Non che sia una novità, anzi, col passare del tempo la crudeltà umana appare sempre più come una sconcertante certezza, sulla quale si potrebbe scommettere qualunque bene ed essere certi di aver tentato la puntata vincente. L’Affare Nazino e quindi la storia dell’Isola dei Cannibali confermano quanto detto. Il suddetto episodio si aggiunge alla carrellata di orrori dei quali l’uomo novecentesco si è macchiato. La domanda sorge spontanea: abbiamo imparato qualcosa dall’esperienza a seguito di questi indicibili crimini? Il pessimismo, almeno per noi, è sovrano in tal senso.
Ritornando alla questione odierna, spostiamo la nostra attenzione sull’Unione Sovietica dei primi anni ’30; un paese in evidente difficoltà economica, che sta uscendo dalla pesante carestia materializzatasi nel 1932. Per ovviare al problema, il capo dell’OGPU (la polizia segreta del regime) e il diretto responsabile del sistema gulag, nelle persone di Genrich Grigor’evič Jagoda e Matvej Berman, presentano a Stalin un “grandioso progetto” – come gli alti rappresentanti amano definirlo. L’idea è quella di deportare due milioni (che poi si dimezzano) di persone, prevalentemente kulaki e semplici contadini, nelle terre vergini dell’URSS, ovvero Siberia e Kazakistan.

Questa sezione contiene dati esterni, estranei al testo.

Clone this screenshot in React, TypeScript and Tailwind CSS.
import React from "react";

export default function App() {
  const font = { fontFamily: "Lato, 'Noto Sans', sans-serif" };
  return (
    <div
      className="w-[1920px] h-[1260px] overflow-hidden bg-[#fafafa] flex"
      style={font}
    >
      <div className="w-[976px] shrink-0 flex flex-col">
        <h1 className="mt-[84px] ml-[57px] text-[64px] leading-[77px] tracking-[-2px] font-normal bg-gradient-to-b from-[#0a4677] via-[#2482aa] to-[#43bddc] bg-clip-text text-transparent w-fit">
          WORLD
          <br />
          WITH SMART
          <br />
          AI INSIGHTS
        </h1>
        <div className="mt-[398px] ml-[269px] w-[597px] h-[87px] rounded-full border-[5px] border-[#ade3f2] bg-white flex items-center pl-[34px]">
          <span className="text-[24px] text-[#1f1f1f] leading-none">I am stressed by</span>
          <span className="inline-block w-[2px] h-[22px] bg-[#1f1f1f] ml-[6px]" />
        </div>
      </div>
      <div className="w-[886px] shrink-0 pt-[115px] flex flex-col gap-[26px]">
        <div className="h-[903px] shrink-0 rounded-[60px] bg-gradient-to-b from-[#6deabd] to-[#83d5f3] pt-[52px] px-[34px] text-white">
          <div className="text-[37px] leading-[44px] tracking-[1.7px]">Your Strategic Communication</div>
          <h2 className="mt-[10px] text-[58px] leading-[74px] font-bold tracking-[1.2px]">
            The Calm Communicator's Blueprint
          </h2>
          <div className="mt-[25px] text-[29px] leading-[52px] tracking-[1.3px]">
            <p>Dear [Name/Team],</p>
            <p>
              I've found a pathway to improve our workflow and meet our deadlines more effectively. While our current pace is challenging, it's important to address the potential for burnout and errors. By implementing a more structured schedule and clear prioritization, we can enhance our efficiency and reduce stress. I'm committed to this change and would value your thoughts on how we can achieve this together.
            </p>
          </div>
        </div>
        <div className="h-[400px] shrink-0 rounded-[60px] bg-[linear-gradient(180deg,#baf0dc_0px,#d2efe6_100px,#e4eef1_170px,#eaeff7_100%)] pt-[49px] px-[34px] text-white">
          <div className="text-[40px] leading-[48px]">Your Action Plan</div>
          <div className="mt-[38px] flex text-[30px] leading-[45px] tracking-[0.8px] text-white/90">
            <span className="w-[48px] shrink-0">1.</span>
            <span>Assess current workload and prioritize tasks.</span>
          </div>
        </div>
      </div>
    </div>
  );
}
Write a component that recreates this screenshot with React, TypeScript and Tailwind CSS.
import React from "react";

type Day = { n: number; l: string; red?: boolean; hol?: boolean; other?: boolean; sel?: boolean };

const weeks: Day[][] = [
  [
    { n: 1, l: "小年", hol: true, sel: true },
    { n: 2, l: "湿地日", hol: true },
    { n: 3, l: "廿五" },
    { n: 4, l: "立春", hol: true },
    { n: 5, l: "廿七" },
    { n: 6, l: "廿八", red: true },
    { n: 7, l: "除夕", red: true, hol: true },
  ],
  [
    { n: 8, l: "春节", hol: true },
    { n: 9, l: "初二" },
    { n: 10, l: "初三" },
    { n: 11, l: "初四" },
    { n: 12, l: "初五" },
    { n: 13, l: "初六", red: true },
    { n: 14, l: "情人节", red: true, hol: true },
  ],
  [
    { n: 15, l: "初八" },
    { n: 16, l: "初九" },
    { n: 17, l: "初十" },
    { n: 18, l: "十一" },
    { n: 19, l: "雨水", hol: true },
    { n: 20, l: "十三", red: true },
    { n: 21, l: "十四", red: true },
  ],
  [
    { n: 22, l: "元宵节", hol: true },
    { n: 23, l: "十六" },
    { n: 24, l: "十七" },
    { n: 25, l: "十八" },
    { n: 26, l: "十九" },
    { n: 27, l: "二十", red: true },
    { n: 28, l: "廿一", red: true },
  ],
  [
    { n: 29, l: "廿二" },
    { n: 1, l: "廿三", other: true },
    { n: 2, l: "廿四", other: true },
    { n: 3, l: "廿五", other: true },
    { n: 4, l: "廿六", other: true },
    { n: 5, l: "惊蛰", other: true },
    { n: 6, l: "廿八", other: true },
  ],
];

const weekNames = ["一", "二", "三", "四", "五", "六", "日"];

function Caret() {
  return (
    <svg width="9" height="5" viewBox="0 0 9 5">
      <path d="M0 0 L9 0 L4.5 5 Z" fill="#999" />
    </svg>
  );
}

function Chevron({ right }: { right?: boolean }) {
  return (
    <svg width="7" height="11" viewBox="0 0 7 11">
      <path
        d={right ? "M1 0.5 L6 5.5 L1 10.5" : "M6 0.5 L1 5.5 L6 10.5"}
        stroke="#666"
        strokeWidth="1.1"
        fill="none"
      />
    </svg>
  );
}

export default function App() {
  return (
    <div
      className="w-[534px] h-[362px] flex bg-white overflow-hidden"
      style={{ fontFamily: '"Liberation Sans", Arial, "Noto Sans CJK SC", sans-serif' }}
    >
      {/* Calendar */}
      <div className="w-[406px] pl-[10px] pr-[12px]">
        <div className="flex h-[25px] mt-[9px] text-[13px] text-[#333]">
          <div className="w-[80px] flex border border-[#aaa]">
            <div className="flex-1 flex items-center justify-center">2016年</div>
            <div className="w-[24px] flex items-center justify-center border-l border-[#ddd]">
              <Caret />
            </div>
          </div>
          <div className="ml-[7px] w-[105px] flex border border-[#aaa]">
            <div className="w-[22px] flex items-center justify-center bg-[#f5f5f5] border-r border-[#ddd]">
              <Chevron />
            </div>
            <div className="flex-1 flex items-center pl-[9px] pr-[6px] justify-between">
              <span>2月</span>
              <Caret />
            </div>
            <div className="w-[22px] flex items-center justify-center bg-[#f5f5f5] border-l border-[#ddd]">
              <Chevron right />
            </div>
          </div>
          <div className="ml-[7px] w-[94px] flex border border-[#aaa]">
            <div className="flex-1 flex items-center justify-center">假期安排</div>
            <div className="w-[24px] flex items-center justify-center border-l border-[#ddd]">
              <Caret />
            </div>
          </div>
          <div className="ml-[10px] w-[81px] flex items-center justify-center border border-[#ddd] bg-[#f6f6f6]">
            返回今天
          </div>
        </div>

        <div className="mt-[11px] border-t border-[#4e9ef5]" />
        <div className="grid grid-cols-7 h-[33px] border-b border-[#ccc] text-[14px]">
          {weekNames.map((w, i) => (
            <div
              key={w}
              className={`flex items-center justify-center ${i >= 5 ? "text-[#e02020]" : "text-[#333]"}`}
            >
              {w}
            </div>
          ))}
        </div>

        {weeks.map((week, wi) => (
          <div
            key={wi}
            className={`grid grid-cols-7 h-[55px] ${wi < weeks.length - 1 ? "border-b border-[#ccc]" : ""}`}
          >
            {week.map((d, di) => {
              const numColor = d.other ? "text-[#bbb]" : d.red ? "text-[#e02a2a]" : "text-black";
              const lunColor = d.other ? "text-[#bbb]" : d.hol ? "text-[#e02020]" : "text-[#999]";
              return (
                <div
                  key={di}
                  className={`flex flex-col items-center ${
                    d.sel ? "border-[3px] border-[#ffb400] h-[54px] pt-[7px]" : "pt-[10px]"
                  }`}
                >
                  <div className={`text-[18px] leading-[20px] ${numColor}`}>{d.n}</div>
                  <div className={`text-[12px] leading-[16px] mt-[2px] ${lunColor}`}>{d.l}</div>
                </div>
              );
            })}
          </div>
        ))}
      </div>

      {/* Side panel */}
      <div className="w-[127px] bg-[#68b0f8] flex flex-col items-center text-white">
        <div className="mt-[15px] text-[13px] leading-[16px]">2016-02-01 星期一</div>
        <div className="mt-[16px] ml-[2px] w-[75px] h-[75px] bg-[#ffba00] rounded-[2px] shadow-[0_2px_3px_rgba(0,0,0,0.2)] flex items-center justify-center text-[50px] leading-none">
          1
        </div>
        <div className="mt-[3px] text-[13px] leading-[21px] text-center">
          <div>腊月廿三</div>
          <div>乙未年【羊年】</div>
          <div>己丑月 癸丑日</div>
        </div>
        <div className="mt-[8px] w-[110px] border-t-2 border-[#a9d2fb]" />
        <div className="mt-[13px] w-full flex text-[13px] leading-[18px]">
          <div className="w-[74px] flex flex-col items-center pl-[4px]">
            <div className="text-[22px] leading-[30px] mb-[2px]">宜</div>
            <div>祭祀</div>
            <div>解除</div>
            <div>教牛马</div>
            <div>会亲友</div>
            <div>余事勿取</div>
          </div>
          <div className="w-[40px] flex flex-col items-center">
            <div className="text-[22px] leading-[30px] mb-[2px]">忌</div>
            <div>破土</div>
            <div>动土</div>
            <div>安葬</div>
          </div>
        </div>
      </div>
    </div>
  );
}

Nei piani degli alti vertici sovietici, queste persone avrebbero formato delle comunità autosufficienti, le quali a loro volta avrebbero risollevato il sistema agricolo-produttivo del paese, chiaramente in collasso.
In realtà Mosca aveva già sperimentato il progetto degli insediamenti forzati anni prima della proposta Jagoda-Berman, riscontrando successo tra l’altro. Ragion per cui Stalin, all’inizio, fu felice di soddisfare la richiesta. Il problema logistico però si presentò puntuale e Mosca, pensando che il gioco non valesse la candela, ritirò l’autorizzazione. E qui nacque la disgrazia: il “grandioso progetto” era già divenuto realtà per 25.000 piccoli proprietari terrieri. Convogli ferroviari trasferirono queste persone prima nella stazione di Tomsk il 10 maggio 1933, per poi condurre una parte di queste nello sperduto isolotto fluviale di Nazino. Ci troviamo nel cuore della Siberia, precisamente su una striscia di terra lunga 3 km e larga 600 metri, tra i fiumi Orb e Nazina.
Lo sbarco sull’isola di Nazino, successivamente soprannominata Isola dei Cannibali, avvenne il 14 maggio. Solamente 4 giorni dopo lo sbarco, quindi il 18 maggio, le guardie si ricordarono di dare della farina a quelle anime in pena. 20 tonnellate arrivarono, ma senza un forno, le circa 5.000 persone presenti sul lembo di terra mischiarono alla farina dell’acqua e buttarono giù. Follia per qualcuno, disperazione per tutti gli altri.
Il risultato? Dissenteria garantita. Ne morirono circa la metà, mentre gli altri, presi dalla disperazione, si abbandonarono al cannibalismo. Qualcuno tentò la fuga, è vero, ma il destino di certo non arrise loro. A fermarli ci pensò l’autorità, incaricata di sparare a vista. Chi fuggì dall’isola, non sopravvisse alla taiga russa.
I rapporti degli ufficiali in servizio giunsero a Mosca, finendo ovviamente nel dimenticatoio. A nessuno interessò il destino di quelle persone, mandate a morire nella lontana e proibitiva Siberia. L’Affare Nazino divenne tale solamente con il crollo dell’Unione Sovietica e con il conseguente accesso agli archivi di Stato. Per intenderci, la storia divenne di dominio pubblico solamente nel 2002. Crudeltà, spettrale, disgustosa, orrida crudeltà.